The optical assembly is done on a separating prism placed between the lens and the CCD sensors. The prism has a flat semi-transparent surface which divides the beam into two so that the sensor "sees" the same image. The two CCD sensors are positioned precisely with respect to each other, and are offset by half a pitch as stated above.
For the reading of the sensors, it is possible to use two clock signals at the dot frequency, one of these signals being shifted by half a cycle with respect to the other to correspond to the spatial offset between the matrices along the horizontal lines. After processing by alignment with the black level and automatic gain control, the video signals of the two sensors can be multiplexed at the dot rate to select the alternating dots of each sensor.
This simple technique has many disadvantages, resulting essentially from the non-homogeneity of the two sensors. For, during the manufacturing process, the doping of silicon is not homogeneous both inside the strip and on each slice cut out of the strip where the said doping varies from the center to the edge and from one slice to another. Consequently, the diodes formed on the matrix have differing detection sensitivities and small variations between one another. The two sensors therefore have different detecting levels for the same lighting conditions. Furthermore, changes according to temperature result in a black-reducing leakage current which will also differ. The architectural aspect has little effect on the variations except when the components involved come from different manufacturers.
It is therefore, necessary to compensate for the differences between the sensors, but differences in sensitivity cannot easily be compensated for by electronic techniques. To obtain a good-quality image, the level of the video signal given by the two sensors would have to be servo-controlled with a precision of about 1%, and there would have to be identical levels of black when the temperature varies, and it would be necessary to select sensors with sensitivities which are substantially identical and homogeneous on their surface.
There is no immediate method to cope with all these constraints when using the equipment, and they have not been coped with at the level of the manufacturer.

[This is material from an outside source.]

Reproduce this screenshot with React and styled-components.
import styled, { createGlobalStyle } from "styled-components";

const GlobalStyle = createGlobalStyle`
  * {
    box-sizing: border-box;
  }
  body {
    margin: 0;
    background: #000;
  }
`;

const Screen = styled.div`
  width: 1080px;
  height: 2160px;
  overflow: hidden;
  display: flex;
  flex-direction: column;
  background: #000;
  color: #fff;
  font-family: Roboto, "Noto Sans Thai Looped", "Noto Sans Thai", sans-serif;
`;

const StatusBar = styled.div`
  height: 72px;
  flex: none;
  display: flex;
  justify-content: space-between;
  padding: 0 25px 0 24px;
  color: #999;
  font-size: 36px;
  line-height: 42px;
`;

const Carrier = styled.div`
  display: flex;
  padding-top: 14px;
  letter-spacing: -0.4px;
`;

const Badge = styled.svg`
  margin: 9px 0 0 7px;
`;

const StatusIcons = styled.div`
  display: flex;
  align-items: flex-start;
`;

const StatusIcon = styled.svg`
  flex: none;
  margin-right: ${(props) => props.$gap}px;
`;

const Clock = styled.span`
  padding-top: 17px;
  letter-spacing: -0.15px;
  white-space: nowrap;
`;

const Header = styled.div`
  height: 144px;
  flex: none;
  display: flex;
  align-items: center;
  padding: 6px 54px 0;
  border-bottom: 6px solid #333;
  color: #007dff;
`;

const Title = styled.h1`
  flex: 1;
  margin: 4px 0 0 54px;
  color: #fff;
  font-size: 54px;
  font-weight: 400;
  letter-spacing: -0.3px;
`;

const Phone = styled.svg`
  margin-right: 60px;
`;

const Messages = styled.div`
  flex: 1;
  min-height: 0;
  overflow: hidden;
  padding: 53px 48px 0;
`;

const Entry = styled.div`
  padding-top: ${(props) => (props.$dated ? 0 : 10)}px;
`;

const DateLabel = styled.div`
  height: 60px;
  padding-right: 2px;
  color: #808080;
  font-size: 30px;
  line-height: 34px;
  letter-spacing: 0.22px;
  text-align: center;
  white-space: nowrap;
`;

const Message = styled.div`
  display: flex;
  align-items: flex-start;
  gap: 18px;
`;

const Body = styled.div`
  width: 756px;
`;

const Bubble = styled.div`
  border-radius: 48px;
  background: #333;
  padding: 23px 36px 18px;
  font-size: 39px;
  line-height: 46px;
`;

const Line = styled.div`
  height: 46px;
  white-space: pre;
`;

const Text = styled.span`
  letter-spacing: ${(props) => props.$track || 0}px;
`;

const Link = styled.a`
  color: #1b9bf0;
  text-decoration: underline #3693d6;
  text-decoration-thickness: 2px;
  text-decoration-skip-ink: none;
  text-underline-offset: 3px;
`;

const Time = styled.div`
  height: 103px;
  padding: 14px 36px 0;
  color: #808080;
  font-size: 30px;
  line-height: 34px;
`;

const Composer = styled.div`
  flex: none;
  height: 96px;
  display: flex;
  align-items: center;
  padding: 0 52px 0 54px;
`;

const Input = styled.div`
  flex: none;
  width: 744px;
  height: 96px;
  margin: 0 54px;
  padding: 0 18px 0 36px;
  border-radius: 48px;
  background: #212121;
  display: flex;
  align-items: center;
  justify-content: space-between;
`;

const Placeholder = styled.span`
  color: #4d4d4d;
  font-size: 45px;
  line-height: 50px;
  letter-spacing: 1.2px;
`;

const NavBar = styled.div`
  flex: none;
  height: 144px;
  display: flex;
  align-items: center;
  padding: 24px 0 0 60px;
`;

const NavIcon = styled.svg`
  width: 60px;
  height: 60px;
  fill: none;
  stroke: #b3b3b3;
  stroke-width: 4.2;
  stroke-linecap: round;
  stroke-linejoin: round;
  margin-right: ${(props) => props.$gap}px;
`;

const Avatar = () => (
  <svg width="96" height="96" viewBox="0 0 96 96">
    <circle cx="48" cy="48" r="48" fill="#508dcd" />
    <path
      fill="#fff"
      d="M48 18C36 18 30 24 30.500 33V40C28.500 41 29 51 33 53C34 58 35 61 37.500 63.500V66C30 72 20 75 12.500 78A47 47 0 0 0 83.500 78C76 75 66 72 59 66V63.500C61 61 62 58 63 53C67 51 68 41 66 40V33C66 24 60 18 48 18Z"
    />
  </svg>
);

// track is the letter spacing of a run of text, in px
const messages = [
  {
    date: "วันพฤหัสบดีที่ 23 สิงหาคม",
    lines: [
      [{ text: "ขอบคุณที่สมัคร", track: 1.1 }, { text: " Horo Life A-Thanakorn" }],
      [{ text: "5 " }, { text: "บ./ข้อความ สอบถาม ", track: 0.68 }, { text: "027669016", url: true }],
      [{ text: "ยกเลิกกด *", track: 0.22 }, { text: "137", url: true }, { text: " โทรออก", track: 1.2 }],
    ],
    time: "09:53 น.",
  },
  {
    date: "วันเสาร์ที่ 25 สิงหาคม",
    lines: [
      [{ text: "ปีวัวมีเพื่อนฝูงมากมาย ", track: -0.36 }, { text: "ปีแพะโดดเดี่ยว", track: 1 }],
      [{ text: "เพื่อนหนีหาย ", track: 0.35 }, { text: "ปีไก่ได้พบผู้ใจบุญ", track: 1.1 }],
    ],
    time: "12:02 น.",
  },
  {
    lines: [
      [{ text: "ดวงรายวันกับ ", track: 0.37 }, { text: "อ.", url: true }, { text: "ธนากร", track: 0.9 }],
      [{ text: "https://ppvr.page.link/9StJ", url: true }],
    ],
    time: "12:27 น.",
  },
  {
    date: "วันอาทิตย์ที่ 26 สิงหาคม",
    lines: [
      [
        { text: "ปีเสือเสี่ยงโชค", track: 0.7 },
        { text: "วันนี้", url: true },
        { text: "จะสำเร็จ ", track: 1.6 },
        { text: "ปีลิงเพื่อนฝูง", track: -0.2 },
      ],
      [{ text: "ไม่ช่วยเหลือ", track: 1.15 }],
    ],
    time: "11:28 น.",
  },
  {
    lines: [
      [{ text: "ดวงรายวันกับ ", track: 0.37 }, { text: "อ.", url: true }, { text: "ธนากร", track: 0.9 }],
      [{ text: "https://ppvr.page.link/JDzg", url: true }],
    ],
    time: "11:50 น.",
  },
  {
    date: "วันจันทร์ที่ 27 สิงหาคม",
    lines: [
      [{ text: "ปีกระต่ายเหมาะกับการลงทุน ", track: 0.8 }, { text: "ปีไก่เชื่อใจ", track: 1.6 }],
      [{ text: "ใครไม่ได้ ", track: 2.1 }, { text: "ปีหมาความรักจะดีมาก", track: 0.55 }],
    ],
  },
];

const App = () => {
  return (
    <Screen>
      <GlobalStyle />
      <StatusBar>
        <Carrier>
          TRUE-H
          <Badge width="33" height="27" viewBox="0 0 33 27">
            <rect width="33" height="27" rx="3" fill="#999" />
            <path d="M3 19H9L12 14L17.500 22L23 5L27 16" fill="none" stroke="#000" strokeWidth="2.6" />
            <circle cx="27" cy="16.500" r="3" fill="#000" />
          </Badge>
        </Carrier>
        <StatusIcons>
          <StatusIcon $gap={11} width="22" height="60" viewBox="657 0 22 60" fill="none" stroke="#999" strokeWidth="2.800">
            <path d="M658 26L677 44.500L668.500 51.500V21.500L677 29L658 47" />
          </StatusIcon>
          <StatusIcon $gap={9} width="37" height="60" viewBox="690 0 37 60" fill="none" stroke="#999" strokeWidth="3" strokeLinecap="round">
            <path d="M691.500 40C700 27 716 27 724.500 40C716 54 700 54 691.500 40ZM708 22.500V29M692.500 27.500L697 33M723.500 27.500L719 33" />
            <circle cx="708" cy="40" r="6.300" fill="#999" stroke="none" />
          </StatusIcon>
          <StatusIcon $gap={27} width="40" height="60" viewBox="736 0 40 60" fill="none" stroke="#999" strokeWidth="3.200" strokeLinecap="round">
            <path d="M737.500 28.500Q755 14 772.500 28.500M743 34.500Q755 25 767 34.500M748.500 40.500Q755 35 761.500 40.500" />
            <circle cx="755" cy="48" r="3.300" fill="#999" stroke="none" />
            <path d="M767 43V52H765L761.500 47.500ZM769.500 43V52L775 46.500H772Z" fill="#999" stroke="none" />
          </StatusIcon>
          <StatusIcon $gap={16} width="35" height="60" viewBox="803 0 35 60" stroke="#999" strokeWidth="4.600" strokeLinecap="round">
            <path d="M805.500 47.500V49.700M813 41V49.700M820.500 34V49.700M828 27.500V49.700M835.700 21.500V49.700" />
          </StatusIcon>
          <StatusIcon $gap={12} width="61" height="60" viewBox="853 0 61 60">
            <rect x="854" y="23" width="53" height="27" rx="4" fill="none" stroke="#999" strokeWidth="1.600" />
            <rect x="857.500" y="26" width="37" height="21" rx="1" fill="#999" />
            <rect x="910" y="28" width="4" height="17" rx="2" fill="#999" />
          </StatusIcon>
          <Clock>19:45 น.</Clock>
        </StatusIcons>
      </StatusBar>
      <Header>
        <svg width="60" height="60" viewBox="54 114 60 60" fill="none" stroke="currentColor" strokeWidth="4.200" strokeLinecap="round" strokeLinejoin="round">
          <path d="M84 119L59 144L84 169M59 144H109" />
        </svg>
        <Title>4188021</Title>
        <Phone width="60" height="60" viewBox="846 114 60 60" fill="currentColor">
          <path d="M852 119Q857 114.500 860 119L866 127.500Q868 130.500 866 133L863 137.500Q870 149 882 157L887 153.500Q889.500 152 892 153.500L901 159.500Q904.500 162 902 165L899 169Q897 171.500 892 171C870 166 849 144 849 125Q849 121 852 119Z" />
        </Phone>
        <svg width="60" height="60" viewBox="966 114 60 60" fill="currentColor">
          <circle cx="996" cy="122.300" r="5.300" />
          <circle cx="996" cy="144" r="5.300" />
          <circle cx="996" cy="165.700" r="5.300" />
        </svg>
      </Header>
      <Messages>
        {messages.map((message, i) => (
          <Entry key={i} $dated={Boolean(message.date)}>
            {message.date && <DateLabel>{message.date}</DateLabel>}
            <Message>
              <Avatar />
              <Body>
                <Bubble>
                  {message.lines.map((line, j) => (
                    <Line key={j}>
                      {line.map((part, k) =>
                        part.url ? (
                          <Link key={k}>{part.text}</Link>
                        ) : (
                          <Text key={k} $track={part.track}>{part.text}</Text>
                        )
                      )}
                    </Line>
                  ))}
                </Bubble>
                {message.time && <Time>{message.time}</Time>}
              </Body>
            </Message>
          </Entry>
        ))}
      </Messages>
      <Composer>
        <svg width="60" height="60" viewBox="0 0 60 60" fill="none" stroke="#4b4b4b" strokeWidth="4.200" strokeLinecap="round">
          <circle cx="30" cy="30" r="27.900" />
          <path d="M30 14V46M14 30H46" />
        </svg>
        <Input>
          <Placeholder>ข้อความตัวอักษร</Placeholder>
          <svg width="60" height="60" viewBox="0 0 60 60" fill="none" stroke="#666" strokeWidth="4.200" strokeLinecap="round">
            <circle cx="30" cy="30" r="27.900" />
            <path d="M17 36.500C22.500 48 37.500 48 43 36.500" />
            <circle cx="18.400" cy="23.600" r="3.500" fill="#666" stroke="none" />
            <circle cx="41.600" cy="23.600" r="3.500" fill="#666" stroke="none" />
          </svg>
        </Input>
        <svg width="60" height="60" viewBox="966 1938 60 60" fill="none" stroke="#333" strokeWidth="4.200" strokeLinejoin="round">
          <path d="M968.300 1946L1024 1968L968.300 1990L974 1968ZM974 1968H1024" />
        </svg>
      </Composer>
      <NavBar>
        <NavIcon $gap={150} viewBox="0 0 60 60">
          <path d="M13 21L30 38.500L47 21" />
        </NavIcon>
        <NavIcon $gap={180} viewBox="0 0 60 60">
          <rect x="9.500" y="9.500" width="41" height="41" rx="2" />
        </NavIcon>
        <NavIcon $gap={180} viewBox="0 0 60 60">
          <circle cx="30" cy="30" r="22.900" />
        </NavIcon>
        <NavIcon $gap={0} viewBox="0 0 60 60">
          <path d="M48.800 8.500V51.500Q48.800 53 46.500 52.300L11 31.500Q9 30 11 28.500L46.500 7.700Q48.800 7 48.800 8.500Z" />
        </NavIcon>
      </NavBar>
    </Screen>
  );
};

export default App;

An object of the invention is to propose a video mixer which will remove these disadvantages by using standard sensors. It is known, especially with contour-correction techniques or with high-definition television images, that the video data can be separated into two parts, a first part corresponding to a low frequency spectrum between 0 and about 500 Khz (this latter value is given as an indication and it is possible to choose a limit which is quite far from this value) and a high-frequency spectrum located above the low-frequency limit selected. The low-frequency information is the part sensitive to the flaw represented by non-homogeneity. It corresponds, in the image, to broad zones of dark or bright colors. This low-frequency information does not relate to the details and fineness, and therefore excludes sudden variations, especially the contours. With this spectrum, the smallest dot is represented by a zone corresponding to about 3% to 4% of the width of the screen. The high-frequency information, on the contrary, corresponds to the sharpness of the image at the straight edges and, therefore, to the contours and to sudden variations. This high-frequency value is limited to about 7 to 8 MgHz for presently used sensors.